Identify the lines that contain the string "index" and copy all of them.

=== DATA ===

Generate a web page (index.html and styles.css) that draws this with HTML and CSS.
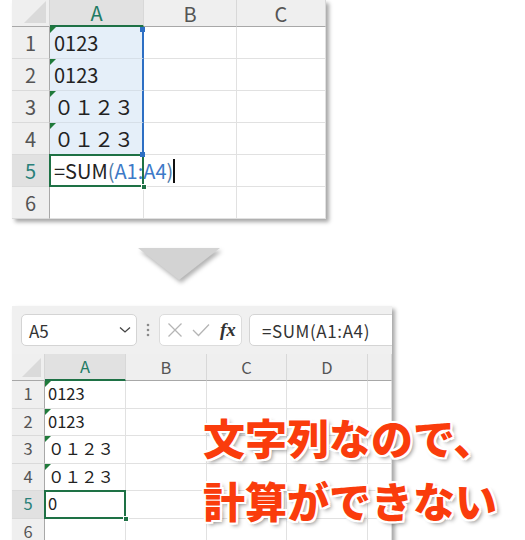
FILE: index.html
```html
<!DOCTYPE html>
<html lang="ja">
<head>
<meta charset="utf-8">
<title>文字列の合計</title>
<link rel="stylesheet" href="styles.css">
</head>
<body>
<div class="page">

  <!-- editing the formula -->
  <div class="shot shot-top">
    <div class="grid grid-top">
      <div class="corner"><span class="tri"></span></div>
      <div class="ch ch-sel">A</div>
      <div class="ch">B</div>
      <div class="ch">C</div>

      <div class="rh">1</div>
      <div class="c rng txt"><span class="h h-tr"></span>0123</div>
      <div class="c"></div><div class="c"></div>

      <div class="rh">2</div>
      <div class="c rng txt">0123</div>
      <div class="c"></div><div class="c"></div>

      <div class="rh">3</div>
      <div class="c rng txt">０１２３</div>
      <div class="c"></div><div class="c"></div>

      <div class="rh">4</div>
      <div class="c rng txt"><span class="h h-br"></span>０１２３</div>
      <div class="c"></div><div class="c"></div>

      <div class="rh rh-sel">5</div>
      <div class="c active"><span>=SUM</span><span class="paren">(</span><span class="ref">A1:A4</span><span class="paren">)</span><span class="caret"></span><span class="h-g"></span></div>
      <div class="c"></div><div class="c"></div>

      <div class="rh">6</div>
      <div class="c"></div><div class="c"></div><div class="c"></div>
    </div>
  </div>

  <svg class="arrow" width="86" height="38" viewBox="0 0 86 38">
    <polygon points="0,0 82,0 41,32" fill="#d3d3d3"/>
  </svg>

  <!-- after entering the formula -->
  <div class="shot shot-bottom">
    <div class="fbar">
      <div class="namebox">
        <span>A5</span>
        <svg class="chev" width="12" height="8" viewBox="0 0 12 8"><polyline points="1,1.5 6,6 11,1.5" fill="none" stroke="#444" stroke-width="1.3"/></svg>
      </div>
      <svg class="dots" width="4" height="14" viewBox="0 0 4 14"><circle cx="2" cy="2" r="1.3" fill="#8a8a8a"/><circle cx="2" cy="7" r="1.3" fill="#8a8a8a"/><circle cx="2" cy="12" r="1.3" fill="#8a8a8a"/></svg>
      <div class="fxbox">
        <svg width="16" height="16" viewBox="0 0 16 16"><path d="M1.5 1.5 L14.5 14.5 M14.5 1.5 L1.5 14.5" stroke="#b5b5b5" stroke-width="1.3" fill="none"/></svg>
        <svg width="18" height="14" viewBox="0 0 18 14"><polyline points="1,7 6.5,12.5 17,1.5" stroke="#b5b5b5" stroke-width="1.3" fill="none"/></svg>
        <span class="fx">fx</span>
      </div>
      <div class="formula">=SUM(A1:A4)</div>
    </div>
    <div class="grid grid-bottom">
      <div class="corner"><span class="tri"></span></div>
      <div class="ch ch-sel">A</div>
      <div class="ch">B</div>
      <div class="ch">C</div>
      <div class="ch">D</div>
      <div class="ch"></div>

      <div class="rh">1</div>
      <div class="c txt">0123</div>
      <div class="c"></div><div class="c"></div><div class="c"></div><div class="c"></div>

      <div class="rh">2</div>
      <div class="c txt">0123</div>
      <div class="c"></div><div class="c"></div><div class="c"></div><div class="c"></div>

      <div class="rh">3</div>
      <div class="c txt">０１２３</div>
      <div class="c"></div><div class="c"></div><div class="c"></div><div class="c"></div>

      <div class="rh">4</div>
      <div class="c txt">０１２３</div>
      <div class="c"></div><div class="c"></div><div class="c"></div><div class="c"></div>

      <div class="rh rh-sel">5</div>
      <div class="c active">0<span class="h-g"></span></div>
      <div class="c"></div><div class="c"></div><div class="c"></div><div class="c"></div>

      <div class="rh">6</div>
      <div class="c"></div><div class="c"></div><div class="c"></div><div class="c"></div><div class="c"></div>
    </div>
  </div>

  <div class="note">文字列なので、<br>計算ができない</div>
</div>
</body>
</html>
```

FILE: styles.css
```css
html, body {
  margin: 0;
  padding: 0;
  background: #fff;
}

.page {
  position: relative;
  width: 525px;
  height: 540px;
  overflow: hidden;
  padding-left: 12px;
  box-sizing: border-box;
  font-family: "Noto Sans CJK JP", "Noto Sans", sans-serif;
  color: #222;
}

.shot {
  position: relative;
  background: #fff;
  overflow: hidden;
  box-shadow: 3px 3px 4px rgba(0, 0, 0, 0.35);
}

.shot-top {
  width: 314px;
  height: 219px;
}

.shot-bottom {
  margin-top: 20px;
  width: 380px;
  height: 240px;
}

/* ---------- grid ---------- */
.grid {
  display: grid;
}

.grid-top {
  grid-template-columns: 38px 94px 93px 89px;
  grid-template-rows: 27px repeat(6, 32px);
  font-size: 20px;
}

.grid-bottom {
  grid-template-columns: 33px 81px 81px 80px 81px 24px;
  grid-template-rows: 27px repeat(6, 27.5px);
  font-size: 16.5px;
}

.grid > div {
  box-sizing: border-box;
  position: relative;
}

.corner {
  background: #efefef;
  border-right: 1px solid #d6d6d6;
  border-bottom: 1px solid #a8a8a8;
}

.corner .tri {
  position: absolute;
  right: 3px;
  bottom: 3px;
  width: 0;
  height: 0;
  border-left: 22px solid transparent;
  border-bottom: 22px solid #dadada;
}

.grid-bottom .corner .tri {
  border-left-width: 19px;
  border-bottom-width: 19px;
}

.ch {
  background: #efefef;
  border-right: 1px solid #d8d8d8;
  border-bottom: 1px solid #a8a8a8;
  display: flex;
  align-items: center;
  justify-content: center;
  color: #555;
  line-height: 1.2;
  padding-top: 1px;
}

.ch-sel {
  background: #e1e1e1;
  color: #227a64;
  border-bottom: 2px solid #1e7145;
}

.rh {
  background: #efefef;
  border-right: 1px solid #a8a8a8;
  border-bottom: 1px solid #dadada;
  display: flex;
  align-items: center;
  justify-content: center;
  color: #555;
  line-height: 1.2;
}

.rh-sel {
  background: #e1e1e1;
  color: #2a8079;
}

.c {
  border-right: 1px solid #e1e1e1;
  border-bottom: 1px solid #e1e1e1;
  display: flex;
  align-items: center;
  padding-left: 4px;
  white-space: nowrap;
  line-height: 1.2;
}

.grid-bottom .c {
  padding-left: 3px;
}

/* text-formatted number marker */
.txt::before {
  content: "";
  position: absolute;
  left: 0;
  top: 0;
  width: 0;
  height: 0;
  border-top: 6px solid #1f7a3a;
  border-right: 6px solid transparent;
}

/* referenced range while editing */
.rng {
  background: #e5eff9;
  border-right: 2px solid #2d6fc4;
  border-bottom-color: #d6dfe8;
}

.h {
  position: absolute;
  right: -3px;
  width: 5px;
  height: 5px;
  background: #2d6fc4;
  z-index: 2;
}

.h-tr { top: 0; }
.h-br { bottom: -3px; }

/* active cell */
.active {
  overflow: visible;
}

.active::after {
  content: "";
  position: absolute;
  left: -1px;
  top: -1px;
  right: -1px;
  bottom: -1px;
  border: 2px solid #1e7145;
  z-index: 1;
}

.h-g {
  position: absolute;
  right: -4px;
  bottom: -4px;
  width: 6px;
  height: 6px;
  background: #1e7145;
  border: 1px solid #fff;
  box-sizing: border-box;
  z-index: 3;
}

.paren { color: #4d79a8; }
.ref { color: #3d7ac8; }

.caret {
  position: relative;
  z-index: 4;
  flex: none;
  width: 1.5px;
  height: 24px;
  background: #111;
  margin-left: 0;
}

/* ---------- arrow ---------- */
.arrow {
  display: block;
  margin: 29px 0 0 126px;
  filter: drop-shadow(2px 3px 2px rgba(0, 0, 0, 0.3));
}

/* ---------- formula bar ---------- */
.fbar {
  height: 48px;
  background: #f0f0f0;
  display: flex;
  align-items: center;
  padding-left: 9px;
  box-sizing: border-box;
}

.fbar > * {
  flex: none;
}

.namebox {
  width: 116px;
  height: 32px;
  box-sizing: border-box;
  background: #fff;
  border: 1px solid #d4d4d4;
  border-radius: 5px;
  display: flex;
  align-items: center;
  justify-content: space-between;
  padding: 0 5px 0 7px;
  font-size: 17px;
  color: #333;
}

.dots {
  margin: 0 9px 0 9px;
}

.fxbox {
  width: 83px;
  height: 32px;
  box-sizing: border-box;
  background: #fff;
  border: 1px solid #dcdcdc;
  border-radius: 5px;
  display: flex;
  align-items: center;
  gap: 9px;
  padding-left: 7px;
}

.fx {
  font-family: "Liberation Serif", serif;
  font-style: italic;
  font-weight: bold;
  font-size: 19px;
  color: #333;
  margin-left: 1px;
}

.formula {
  margin-left: 7px;
  width: 160px;
  height: 32px;
  box-sizing: border-box;
  background: #fff;
  border: 1px solid #d4d4d4;
  border-radius: 5px;
  display: flex;
  align-items: center;
  padding-left: 12px;
  font-size: 17px;
  letter-spacing: 0.6px;
  color: #333;
}

/* ---------- caption ---------- */
.note {
  position: absolute;
  left: 203px;
  top: 405px;
  font-family: "Noto Sans CJK JP", sans-serif;
  font-weight: 900;
  font-size: 42px;
  line-height: 63px;
  color: #fa3c0c;
  white-space: nowrap;
  text-shadow:
    2px 0 0 #fff, -2px 0 0 #fff, 0 2px 0 #fff, 0 -2px 0 #fff,
    2px 2px 0 #fff, -2px -2px 0 #fff, 2px -2px 0 #fff, -2px 2px 0 #fff,
    3px 3px 4px rgba(0, 0, 0, 0.45);
}
```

===

__RESPONSE BELOW__
Generate a web page (index.html and styles.css) that draws this with HTML and CSS.
FILE: index.html
  z-index: 2;
  z-index: 1;
  z-index: 3;
  z-index: 4;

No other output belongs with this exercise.